Restaurant 101: What does a Server do?


The basics:

A server greets your table, advises of any specials, and menu items that are not available this evening.  They will typically take a drink order first, then try to take the order for first and second courses at the same time, to keep your service smooth and prevent unnecessary intrusions into your conversation.  The server should be able to answer questions you have about the menu.

When guests in the house, the servers’ primary focus is on the guests, so sometimes it appears to the rest of the staff, bussers/ runners/ cooks that servers don’t do much.  But before service and after service, waitstaff have many tasks.


Before the restaurant opens, servers are assigned their station for the night.  They inspect their tables, ensuring that they are set properly, are level, and that each item is polished.

Servers then check the service stations, ensuring that they will have everything they need once service begins—extra forks, knives, napkins, birthday candles, votive candles, lighters, sugar caddies, salt & pepper grinders, water pitchers, iced tea, etc.

Servers brew coffee and tea, fill creamers, stock loose tea, and check with the chef about specials or short items.

Before service begins, the front of house manager generally has a quick meeting (5-10 minutes long) to get the front of house team on the same page, ensure that everyone is familiar with new menu items, current promotions, and to make sure that everyone is sober, clean and ready to work.  If the chef has a special to taste, it will be presented then.  The whole thing is usually wrapped up with a qui of some kind, to get everyone to focus on the service at hand.

Money, money, money:

Servers are paid minimum wage.  In states that permit tipped employees to be paid less than minumum wage, they are paid less.  In Oklahoma, servers are paid $2.53 an hour, plus tips.  In California, they are paid $8.00 plus tips.   The tips that servers receive are not 100% their own, however.  Servers generally ‘tip-out’ their support staff, bussers, runners, hosts, bartenders, etc.  Tipouts can be as high as 40% of the server’s total tips depending on the set up of the particular restaurant.  Some restaurants base tip out amounts on the server’s total amount of tips, and some base the totals on sales.  This is where it can get hairy.

If a server has a table that required a lot of attention and ordered several bottles of wine, for example, but the guests only tipped 10% of the total of bill, the server is still on the hook to tip out the bartender or sommelier on wine sales, and the expo on the food sales.  Under-tipping in that way can sap morale immediately.  It’s not so much that servers pay taxes based on sales, or anything like that.  where under-tipping gets into a server’s pocket is in tip-outs.

Say a server worked on a party of 5, for 3 hours.  They had a great time, ordered three bottles of wine, and shut the place down.  Total bill is $500.00

Say the host of the party, understanding that wine is marked up 100%  in restaurants, opts to separate out the $250 in wine from the total bill, and tip only on the food.

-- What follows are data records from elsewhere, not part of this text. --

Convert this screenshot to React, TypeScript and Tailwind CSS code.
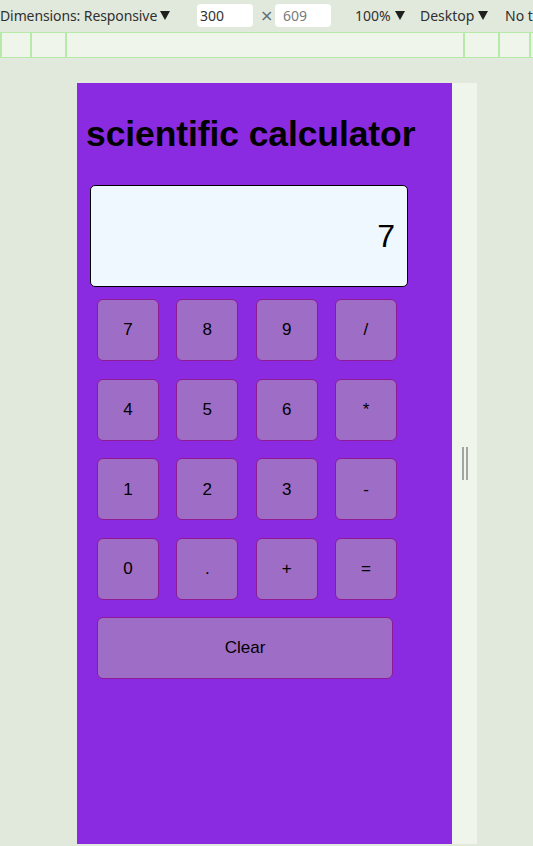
const keys = ['7', '8', '9', '/', '4', '5', '6', '*', '1', '2', '3', '-', '0', '.', '+', '='];

function Caret({ className = '' }: { className?: string }) {
  return (
    <svg viewBox="0 0 10 9" className={`h-[9px] w-[10px] ${className}`}>
      <path d="M0 0h10L5 9z" fill="#1f1f1f" />
    </svg>
  );
}

function Toolbar() {
  return (
    <div className="relative h-[32px] shrink-0 font-['Noto_Sans',sans-serif] text-[14px] text-[#303030]">
      <div className="absolute left-0 top-[5px] flex items-center gap-[3px]">
        <span className="tracking-[-0.1px]">Dimensions: Responsive</span>
        <Caret />
      </div>
      <div className="absolute left-[197px] top-[4px] flex h-[23px] w-[56px] items-center rounded-[4px] bg-white pl-[3px]">300</div>
      <span className="absolute left-[260px] top-[4px] font-['DejaVu_Sans',sans-serif] text-[16px] text-[#5a6b7a]">×</span>
      <div className="absolute left-[275px] top-[4px] flex h-[23px] w-[56px] items-center rounded-[4px] bg-white pl-[8px] text-[#7a7a7a]">609</div>
      <div className="absolute left-[355px] top-[5px] flex items-center gap-[4px]">
        <span>100%</span>
        <Caret />
      </div>
      <div className="absolute left-[420px] top-[5px] flex items-center gap-[4px]">
        <span>Desktop</span>
        <Caret />
      </div>
      <span className="absolute left-[505px] top-[5px] whitespace-nowrap">No t</span>
    </div>
  );
}

function Ruler() {
  return (
    <div className="flex h-[26px] shrink-0 border-y border-[#b6eaa9] bg-[#eff5ea]">
      <div className="w-[30px] border-l-2 border-[#b6eaa9]" />
      <div className="w-[35px] border-l-2 border-[#b6eaa9]" />
      <div className="w-[398px] border-l-2 border-[#b6eaa9]" />
      <div className="w-[35px] border-l-2 border-[#b6eaa9]" />
      <div className="w-[31px] border-l-2 border-[#b6eaa9]" />
      <div className="flex-1 border-l-2 border-[#b6eaa9]" />
    </div>
  );
}

function Calculator() {
  return (
    <div className="flex h-[761px] w-[375px] flex-col bg-[#8a2be2] font-['Liberation_Sans',Arial,sans-serif] text-black">
      <h1 className="mt-[31px] pl-[9px] text-[35.5px] font-bold leading-[40px] tracking-[-0.1px]">scientific calculator</h1>
      <div className="ml-[13px] mt-[31px] flex h-[102px] w-[318px] items-center justify-end rounded-[5px] border border-black bg-[#f0f8ff] pr-[12px] text-[32px]">
        7
      </div>
      <div className="ml-[20px] mt-[12px] grid w-fit grid-cols-[repeat(4,62px)] gap-x-[17.33px] gap-y-[17.67px]">
        {keys.map((k) => (
          <button
            key={k}
            type="button"
            className="flex h-[62px] w-[62px] items-center justify-center rounded-[6px] border border-[#8d1b95] bg-[#9e6dc6] text-[17px]"
          >
            {k}
          </button>
        ))}
      </div>
      <button
        type="button"
        className="ml-[20px] mt-[17px] flex h-[62px] w-[296px] items-center justify-center rounded-[6px] border border-[#8d1b95] bg-[#9e6dc6] text-[17px]"
      >
        Clear
      </button>
    </div>
  );
}

export default function App() {
  return (
    <div className="flex h-[846px] w-[533px] flex-col overflow-hidden bg-[#e1e9dd]">
      <Toolbar />
      <Ruler />
      <div className="flex pl-[77px] pt-[25px]">
        <Calculator />
        <div className="flex h-[761px] w-[25px] items-center justify-center gap-[2px] bg-[#eff5ea]">
          <div className="h-[33px] w-[2px] bg-[#a3a3a3]" />
          <div className="h-[33px] w-[2px] bg-[#a3a3a3]" />
        </div>
      </div>
    </div>
  );
}
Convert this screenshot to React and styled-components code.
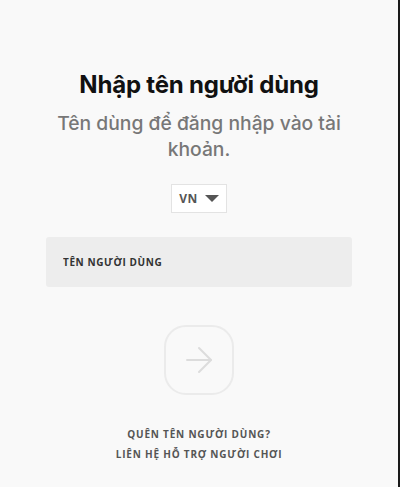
import React, { useState } from "react";
import styled, { createGlobalStyle } from "styled-components";

const GlobalStyle = createGlobalStyle`
  html, body {
    margin: 0;
    padding: 0;
    background: #f9f9f9;
  }
  * {
    box-sizing: border-box;
  }
`;

const StPage = styled.div`
  width: 400px;
  height: 487px;
  background: #f9f9f9;
  border-right: 2px solid #1a1a1a;
  display: flex;
  flex-direction: column;
  align-items: center;
  padding-top: 69px;
  font-family: "Noto Sans", "Open Sans", sans-serif;
`;

const StTitle = styled.h1`
  margin: 0;
  font-family: "Inter", "Noto Sans", sans-serif;
  font-size: 24px;
  font-weight: 700;
  color: #111;
  letter-spacing: -0.2px;
  line-height: 32px;
`;

const StSubtitle = styled.p`
  margin: 9px 0 0;
  width: 300px;
  text-align: center;
  font-family: "Inter", "Noto Sans", sans-serif;
  font-size: 19.3px;
  font-weight: 500;
  color: #777;
  line-height: 26px;
`;

const StLangBtn = styled.button`
  margin-top: 22px;
  height: 29px;
  width: 56px;
  border: 1px solid #e3e3e3;
  background: #fff;
  display: flex;
  align-items: center;
  justify-content: center;
  gap: 7px;
  padding: 0;
  font-family: "Open Sans", sans-serif;
  font-size: 12px;
  font-weight: 700;
  color: #555;
  letter-spacing: 0.5px;
  cursor: pointer;
`;

const StCaret = styled.span`
  width: 0;
  height: 0;
  border-left: 7px solid transparent;
  border-right: 7px solid transparent;
  border-top: 7px solid #555;
`;

const StField = styled.label`
  margin-top: 24px;
  width: 306px;
  height: 50px;
  background: #ededed;
  border-radius: 3px;
  display: flex;
  align-items: center;
  padding: 0 17px;
`;

const StInput = styled.input`
  width: 100%;
  border: none;
  outline: none;
  background: transparent;
  font-family: "Open Sans", sans-serif;
  font-size: 10px;
  font-weight: 700;
  letter-spacing: 0.6px;
  color: #333;
  padding: 0;

  &::placeholder {
    color: #333;
  }
`;

const StSubmit = styled.button`
  margin-top: 38px;
  width: 70px;
  height: 70px;
  border-radius: 22px;
  border: 2px solid #ebebeb;
  background: transparent;
  display: flex;
  align-items: center;
  justify-content: center;
  padding: 0;
`;

const StLinks = styled.div`
  margin-top: 29px;
  display: flex;
  flex-direction: column;
  align-items: center;
`;

const StLink = styled.a`
  font-family: "Open Sans", sans-serif;
  font-size: 10px;
  font-weight: 700;
  letter-spacing: 0.8px;
  line-height: 20px;
  color: #555;
  text-decoration: none;
`;

const App = () => {
  const [name, setName] = useState("");

  return (
    <>
      <GlobalStyle />
      <StPage>
        <StTitle>Nhập tên người dùng</StTitle>
        <StSubtitle>Tên dùng để đăng nhập vào tài khoản.</StSubtitle>
        <StLangBtn>
          VN
          <StCaret />
        </StLangBtn>
        <StField>
          <StInput
            value={name}
            onChange={(e) => setName(e.target.value)}
            placeholder="TÊN NGƯỜI DÙNG"
          />
        </StField>
        <StSubmit disabled={!name}>
          <svg width="28" height="28" viewBox="0 0 28 28" fill="none" stroke="#dcdcdc" strokeWidth="2" strokeLinecap="round" strokeLinejoin="round">
            <path d="M2 14h24" />
            <path d="M14 2l12 12-12 12" />
          </svg>
        </StSubmit>
        <StLinks>
          <StLink href="#">QUÊN TÊN NGƯỜI DÙNG?</StLink>
          <StLink href="#">LIÊN HỆ HỖ TRỢ NGƯỜI CHƠI</StLink>
        </StLinks>
      </StPage>
    </>
  );
};

export default App;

I’ve seen this happen several times.

The service was great, and the staff is probably expecting an 18-20% tip, $90-$100.  But what is left on the line is $50.00

The server owes 10% of the tip her busser, 8% of the total food sales to the runner, 10% of the total wine sales to the bar, and 2% of the total tip to the host.

So, now the server is left with:

$50 -$25 (bar)- $5 (busser) – $20 (runner) – $5 (host)= -$5.00

a $50 tip, but $55 owed in tip-outs on that table.  When you’re getting paid $2.52 an hour… that can crush your soul in a hurry.